(DATA LINES):
####

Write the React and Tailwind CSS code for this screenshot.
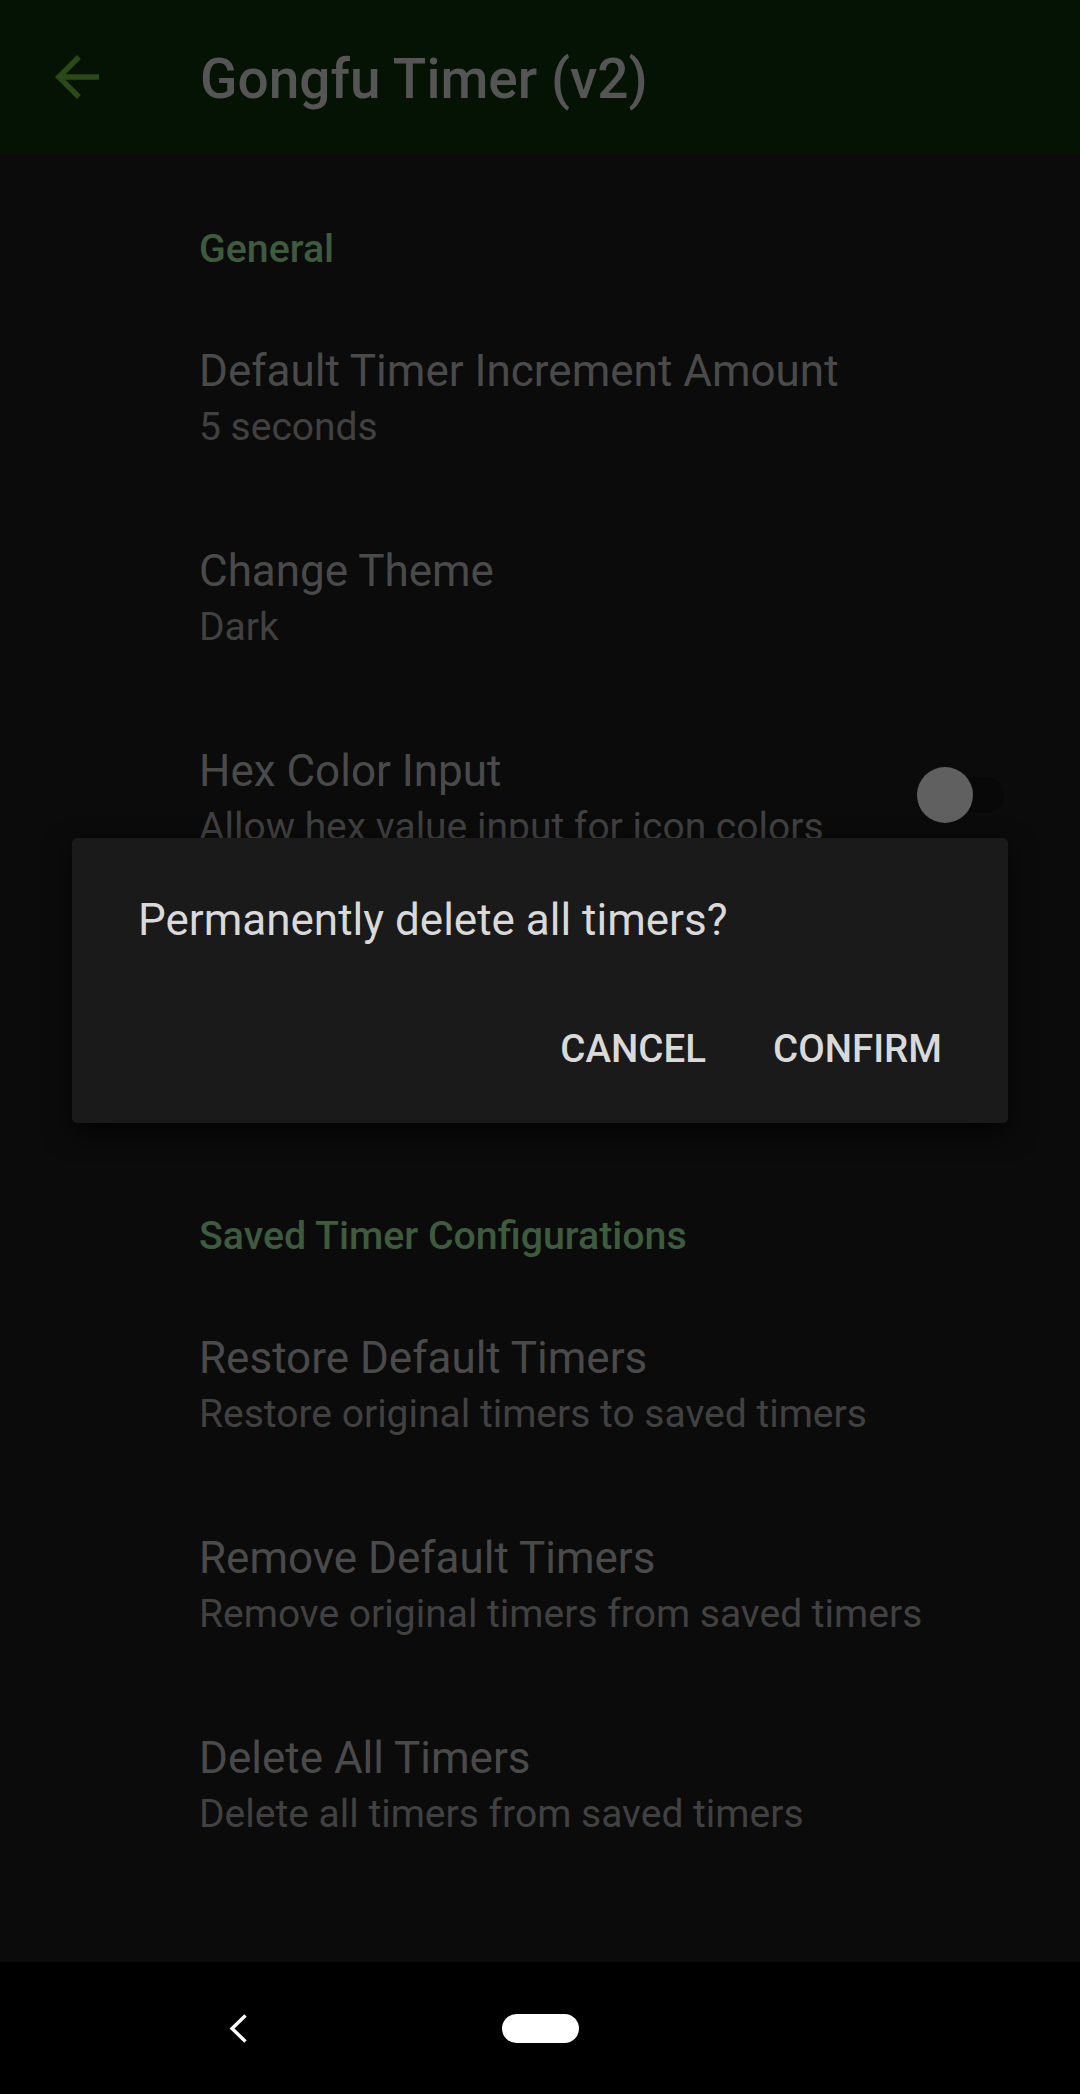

####

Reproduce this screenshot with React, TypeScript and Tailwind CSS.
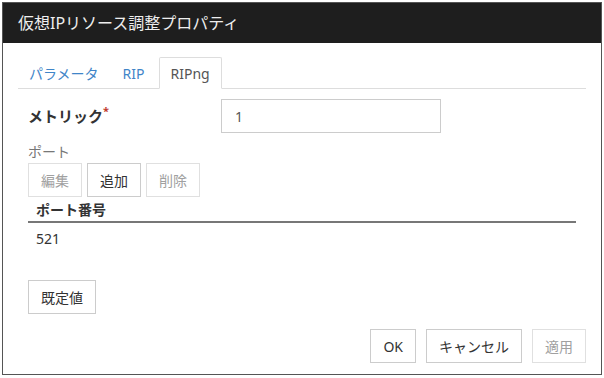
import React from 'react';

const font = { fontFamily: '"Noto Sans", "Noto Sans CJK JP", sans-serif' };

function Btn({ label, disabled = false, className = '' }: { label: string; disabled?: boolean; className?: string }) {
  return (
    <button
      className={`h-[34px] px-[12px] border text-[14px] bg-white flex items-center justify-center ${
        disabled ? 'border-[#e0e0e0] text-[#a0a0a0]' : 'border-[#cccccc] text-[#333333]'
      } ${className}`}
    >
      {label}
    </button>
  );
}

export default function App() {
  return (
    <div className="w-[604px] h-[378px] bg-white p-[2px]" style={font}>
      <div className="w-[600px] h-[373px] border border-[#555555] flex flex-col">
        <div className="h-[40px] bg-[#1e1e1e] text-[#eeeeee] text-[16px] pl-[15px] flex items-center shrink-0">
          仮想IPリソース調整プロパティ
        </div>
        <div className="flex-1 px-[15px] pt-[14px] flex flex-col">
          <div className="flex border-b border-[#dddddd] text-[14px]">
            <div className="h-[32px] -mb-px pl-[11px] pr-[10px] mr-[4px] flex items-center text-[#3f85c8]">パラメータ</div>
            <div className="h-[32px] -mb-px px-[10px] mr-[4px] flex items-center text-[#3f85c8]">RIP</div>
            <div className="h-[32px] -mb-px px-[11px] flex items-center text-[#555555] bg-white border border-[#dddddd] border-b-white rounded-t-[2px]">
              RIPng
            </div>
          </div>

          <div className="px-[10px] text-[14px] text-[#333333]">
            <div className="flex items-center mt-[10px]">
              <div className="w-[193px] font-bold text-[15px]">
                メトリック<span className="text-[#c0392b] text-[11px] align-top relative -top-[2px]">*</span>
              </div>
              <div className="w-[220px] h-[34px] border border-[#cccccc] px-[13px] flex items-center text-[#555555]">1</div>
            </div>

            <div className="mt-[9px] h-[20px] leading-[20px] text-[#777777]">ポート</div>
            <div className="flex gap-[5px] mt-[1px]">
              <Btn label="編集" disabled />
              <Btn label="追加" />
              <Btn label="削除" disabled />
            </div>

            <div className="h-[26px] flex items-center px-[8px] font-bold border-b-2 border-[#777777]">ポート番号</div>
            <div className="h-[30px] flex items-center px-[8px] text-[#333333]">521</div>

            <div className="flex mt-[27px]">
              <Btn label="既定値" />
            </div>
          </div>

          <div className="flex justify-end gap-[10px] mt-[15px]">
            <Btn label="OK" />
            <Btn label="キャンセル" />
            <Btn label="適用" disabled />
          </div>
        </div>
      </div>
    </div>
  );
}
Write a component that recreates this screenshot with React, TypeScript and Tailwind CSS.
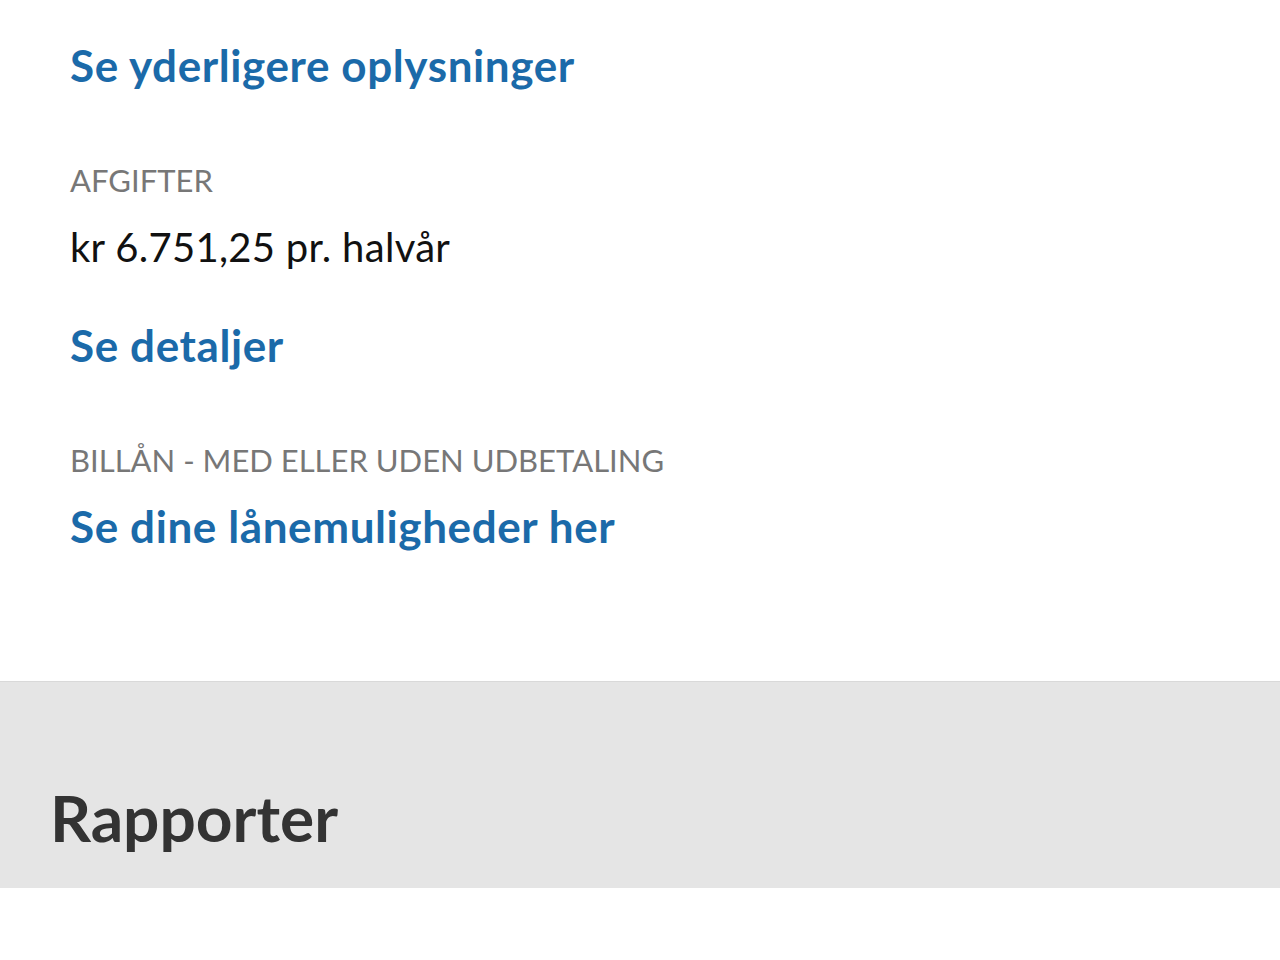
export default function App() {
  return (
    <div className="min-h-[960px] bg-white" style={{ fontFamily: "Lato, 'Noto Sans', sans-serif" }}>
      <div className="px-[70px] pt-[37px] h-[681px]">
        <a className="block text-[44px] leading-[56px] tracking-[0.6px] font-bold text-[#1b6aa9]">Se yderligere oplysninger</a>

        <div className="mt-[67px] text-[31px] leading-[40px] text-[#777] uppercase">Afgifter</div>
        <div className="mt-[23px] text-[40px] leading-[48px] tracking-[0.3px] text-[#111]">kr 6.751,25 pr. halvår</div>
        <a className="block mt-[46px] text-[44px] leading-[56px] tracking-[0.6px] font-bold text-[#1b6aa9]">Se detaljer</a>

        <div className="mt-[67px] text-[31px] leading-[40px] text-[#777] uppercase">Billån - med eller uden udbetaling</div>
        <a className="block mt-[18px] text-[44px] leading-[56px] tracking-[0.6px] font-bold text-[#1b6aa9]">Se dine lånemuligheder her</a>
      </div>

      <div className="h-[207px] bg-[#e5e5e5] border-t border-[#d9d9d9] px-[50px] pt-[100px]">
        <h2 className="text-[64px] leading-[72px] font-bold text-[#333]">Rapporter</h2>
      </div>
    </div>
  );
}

####

(WHAT IS REQUIRED):
Looking above, find the stretch of lines that opens with the one holding "Write a component" and closes with the one holding "mt-[46px] text-[44px] leading-[56px]". Copy it exactly, pictures excluded.

(FULL OUTPUT):
Write a component that recreates this screenshot with React, TypeScript and Tailwind CSS.
export default function App() {
  return (
    <div className="min-h-[960px] bg-white" style={{ fontFamily: "Lato, 'Noto Sans', sans-serif" }}>
      <div className="px-[70px] pt-[37px] h-[681px]">
        <a className="block text-[44px] leading-[56px] tracking-[0.6px] font-bold text-[#1b6aa9]">Se yderligere oplysninger</a>

        <div className="mt-[67px] text-[31px] leading-[40px] text-[#777] uppercase">Afgifter</div>
        <div className="mt-[23px] text-[40px] leading-[48px] tracking-[0.3px] text-[#111]">kr 6.751,25 pr. halvår</div>
        <a className="block mt-[46px] text-[44px] leading-[56px] tracking-[0.6px] font-bold text-[#1b6aa9]">Se detaljer</a>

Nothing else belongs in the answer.